While high-end residential property has suffered because of the
mass retrenchments and loss of bonuses at the big end of town, more
affordable property is holding out.
Lomas says she looks for lower-priced properties in locations
where locals might not want to live but where enthusiastic councils
are addressing infrastructure planning and people are moving
because it's affordable.
She is currently on the road, talking to mayors of regional
areas close to major cities. She is targeting places such as
Beaudesert, outside Brisbane; Frankston and Geelong, near
Melbourne; Christies Beach, out of Adelaide; western Sydney around
Liverpool; and parts of the Central Coast and Wollongong within an
hour's commute of Sydney.
Lomas recently encouraged her daughter to buy a new townhouse on
the freeway between Sydney and Melbourne, in an area targeted for
infrastructure spending. It cost $200,000 and rents for $270 a
week.
Chan's 20-year-old daughter has also just bought her first
property in Sydney, for $400,000. "Property investing is about
identifying a property that will deliver strong tenant demand with
a yield that will cover your [investment] costs," Lomas says.

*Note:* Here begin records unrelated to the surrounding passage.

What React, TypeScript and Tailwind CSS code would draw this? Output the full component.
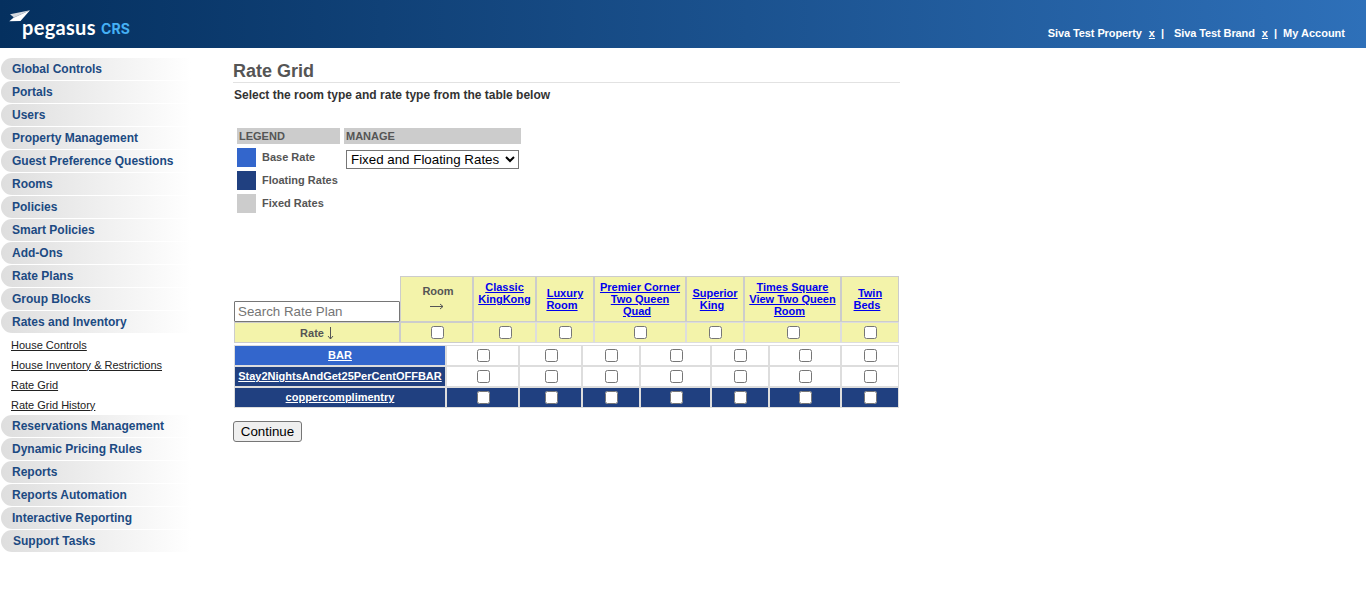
import React from "react";

const menuTop = [
  "Global Controls",
  "Portals",
  "Users",
  "Property Management",
  "Guest Preference Questions",
  "Rooms",
  "Policies",
  "Smart Policies",
  "Add-Ons",
  "Rate Plans",
  "Group Blocks",
  "Rates and Inventory",
];
const subMenu = ["House Controls", "House Inventory & Restrictions", "Rate Grid", "Rate Grid History"];
const menuBottom = [
  "Reservations Management",
  "Dynamic Pricing Rules",
  "Reports",
  "Reports Automation",
  "Interactive Reporting",
];

const rooms = [
  { lines: ["Classic", "KingKong"], box: "pb-[12px]", last: "" },
  { lines: ["Luxury", "Room"], box: "", last: "mr-[6px]" },
  { lines: ["Premier Corner", "Two Queen", "Quad"], box: "", last: "mr-[6px]" },
  { lines: ["Superior", "King"], box: "", last: "mr-[6px]" },
  { lines: ["Times Square", "View Two Queen", "Room"], box: "", last: "mr-[6px]" },
  { lines: ["Twin", "Beds"], box: "", last: "mr-[6px]" },
];

const plans = [
  { name: "BAR", head: "bg-[#3366cc]", cell: "bg-white" },
  { name: "Stay2NightsAndGet25PerCentOFFBAR", head: "bg-[#204080]", cell: "bg-white" },
  { name: "coppercomplimentry", head: "bg-[#204080]", cell: "bg-[#204080]" },
];

function MenuItem({ label, pad = "pl-[11px]" }: { label: string; pad?: string }) {
  return (
    <li className={`mb-px ml-px flex h-[22px] items-center rounded-l-[11px] bg-linear-to-r from-[#dedede] to-white to-[190px] text-[12px] font-bold text-[#1c4a82] ${pad}`}>
      {label}
    </li>
  );
}

function Check() {
  return <input type="checkbox" className="m-0 block h-[13px] w-[13px]" />;
}

function Logo() {
  return (
    <svg width="140" height="48" viewBox="0 0 140 48">
      <path d="M10 14.2L30 10.2L14 17.5Z" fill="#d4d8de" />
      <path d="M30 10.2L14 17.3L9.3 21.3L20.5 21Z" fill="#ffffff" />
      <path d="M30 10.2L14 17.3L12.5 18.6Z" fill="#9aa6b8" />
      <text x="22" y="34.5" fill="#fff" className="font-['Lato',sans-serif] text-[20px] font-bold" textLength="73.5">pegasus</text>
      <text x="101" y="34" fill="#45b0f5" className="font-['Inter',sans-serif] text-[14px] font-bold" textLength="29">CRS</text>
    </svg>
  );
}

export default function App() {
  return (
    <div className="h-[613px] w-[1366px] overflow-hidden bg-white font-['Liberation_Sans',Arial,sans-serif] text-[#4d4d4d]">
      <header className="flex h-12 justify-between bg-linear-to-r from-[#05305f] to-[#2e70b9]">
        <Logo />
        <div className="flex pt-[27px] pr-[21px] text-[11px] leading-[13px] font-bold whitespace-pre text-white">
          <span className="tracking-[-0.1px]">Siva Test Property</span>
          <span className="ml-[7px] underline">x</span>
          <span className="ml-[6px]">|</span>
          <span className="ml-[10px] tracking-[-0.1px]">Siva Test Brand</span>
          <span className="ml-[7px] underline">x</span>
          <span className="ml-[6px]">|</span>
          <span className="ml-[6px]">My Account</span>
        </div>
      </header>
      <div className="flex">
        <nav className="w-[233px] shrink-0 pt-[10px]">
          <ul>
            {menuTop.map((m) => (
              <MenuItem key={m} label={m} />
            ))}
          </ul>
          <ul className="pt-px pl-[11px] text-[11px] text-[#222]">
            {subMenu.map((m) => (
              <li key={m} className="flex h-5 items-center underline">{m}</li>
            ))}
          </ul>
          <ul>
            {menuBottom.map((m) => (
              <MenuItem key={m} label={m} />
            ))}
            <MenuItem label="Support Tasks" pad="pl-[12px]" />
          </ul>
        </nav>
        <main className="w-[667px]">
          <h1 className="mt-[12px] h-[23px] border-b border-[#e2e2e2] text-[18px] leading-[22px] font-bold text-[#555]">Rate Grid</h1>
          <p className="mt-[5px] ml-px text-[12px] leading-[14px] font-bold text-[#333]">
            Select the room type and rate type from the table below
          </p>

          <div className="mt-[26px] ml-[4px] flex gap-[4px] text-[11px] font-bold text-[#555]">
            <section className="w-[103px]">
              <h2 className="h-4 bg-[#ccc] pl-[2px] leading-[16px]">LEGEND</h2>
              <ul className="mt-[4px] flex flex-col gap-[4px] leading-[19px]">
                <li className="flex gap-[6px] whitespace-nowrap"><i className="h-[19px] w-[19px] bg-[#3366cc]" />Base Rate</li>
                <li className="flex gap-[6px] whitespace-nowrap"><i className="h-[19px] w-[19px] bg-[#204080]" />Floating Rates</li>
                <li className="flex gap-[6px] whitespace-nowrap"><i className="h-[19px] w-[19px] bg-[#ccc]" />Fixed Rates</li>
              </ul>
            </section>
            <section className="w-[177px]">
              <h2 className="h-4 bg-[#ccc] pl-[2px] leading-[16px]">MANAGE</h2>
              <select className="mt-[6px] ml-[2px] block h-[19px] w-[173px] border border-[#767676] bg-white text-[13.333px] font-normal text-black">
                <option>Fixed and Floating Rates</option>
              </select>
            </section>
          </div>

          <div className="mt-[63px] ml-px grid w-[665px] grid-cols-[166px_73px_63px_58px_92px_58px_97px_58px] text-center text-[11px] leading-[12px] font-bold">
            <div className="flex items-end">
              <input
                type="text"
                placeholder="Search Rate Plan"
                className="h-[21px] w-[166px] rounded-[1px] border border-[#767676] bg-white px-[3px] text-[13.333px] font-normal placeholder:text-[#757575]"
              />
            </div>
            <div className="flex h-[46px] flex-col items-center border border-[#ccc] bg-[#f3f3aa] pt-[8px] pl-[3px] text-[#555]">
              <span>Room</span>
              <svg width="14" height="7" viewBox="0 0 14 7" className="mt-[6px] mr-[3px]" fill="none" stroke="#555">
                <path d="M0 3.5H13M10 1L13 3.5L10 6" />
              </svg>
            </div>
            {rooms.map(({ lines, box, last }) => (
              <div key={lines.join()} className={`flex h-[46px] flex-col items-center justify-center border border-[#ccc] bg-[#f3f3aa] whitespace-pre text-[#0000ee] ${box}`}>
                {lines.map((l, i) => (
                  <span key={l} className={`underline ${i === lines.length - 1 ? last : ""}`}>{l}</span>
                ))}
              </div>
            ))}
            <div className="flex h-[21px] items-center justify-center gap-[3px] border border-[#ccc] bg-[#f3f3aa] text-[#555]">
              Rate
              <svg width="7" height="13" viewBox="0 0 7 13" fill="none" stroke="#555" className="mt-[2px]">
                <path d="M3.5 0V12M1 9L3.5 12L6 9" />
              </svg>
            </div>
            {Array.from({ length: 7 }, (_, i) => (
              <div key={i} className={`flex h-[21px] items-center justify-center border bg-[#f3f3aa] pl-px ${i === 0 ? "border-[#ccc]" : "border-[#ddd]"}`}>
                <Check />
              </div>
            ))}
          </div>

          <div className="mt-[2px] ml-px w-[665px] text-[11px] font-bold">
            {plans.map((p) => (
              <div key={p.name} className="grid grid-cols-[212px_73px_63px_58px_71px_58px_72px_58px]">
                <div className={`flex h-[21px] items-center justify-center border border-[#ddd] text-white underline ${p.head}`}>{p.name}</div>
                {Array.from({ length: 7 }, (_, i) => (
                  <div key={i} className={`flex h-[21px] items-center justify-center border border-[#ddd] pl-px ${p.cell}`}>
                    <Check />
                  </div>
                ))}
              </div>
            ))}
          </div>
          <button className="mt-[13px] block h-[21px] w-[69px] rounded-[3px] border border-[#767676] bg-[#efefef] text-[13.333px] leading-[19px] text-black">
            Continue
          </button>
        </main>
      </div>
    </div>
  );
}
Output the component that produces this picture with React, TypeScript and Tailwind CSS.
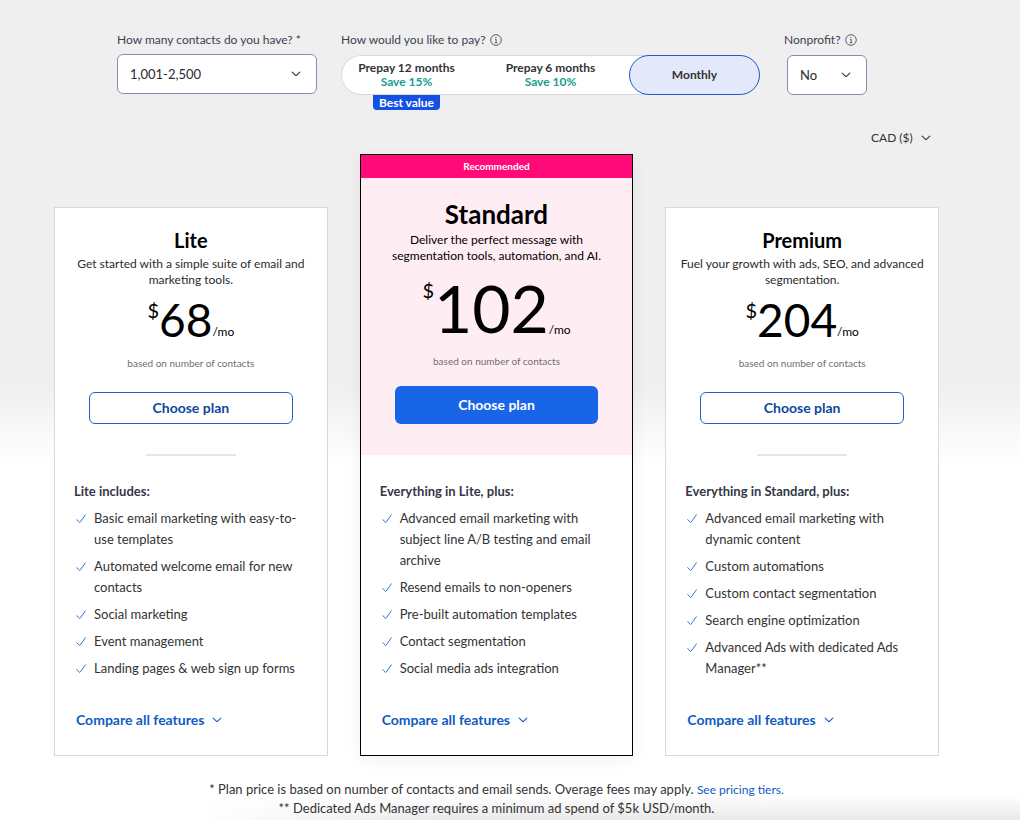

"Then you can afford to sit for the long term so you end up with
a property worth more than it cost you."
BIS Shrapnel is forecasting that recovery in housing demand will
broaden and deepen once unemployment peaks, and predicts
double-digit returns over the next three years. Median house prices
in Sydney and Melbourne are tipped to grow by 19 per cent, Brisbane
by 16 per cent and Newcastle and Wollongong by 22 per cent.
Chan believes this is a good time for selective buying of
affordable properties up to the $600,000 mark because rates are
likely to climb. Speaking before last week's bank rate increases,
he suggested investors should factor in rates closer to 6.5 per
cent.
*Building Wealth In The Stock Market: A Proven Investment Plan
For Finding The Best Stocks And Managing Risk. (Wiley, $65).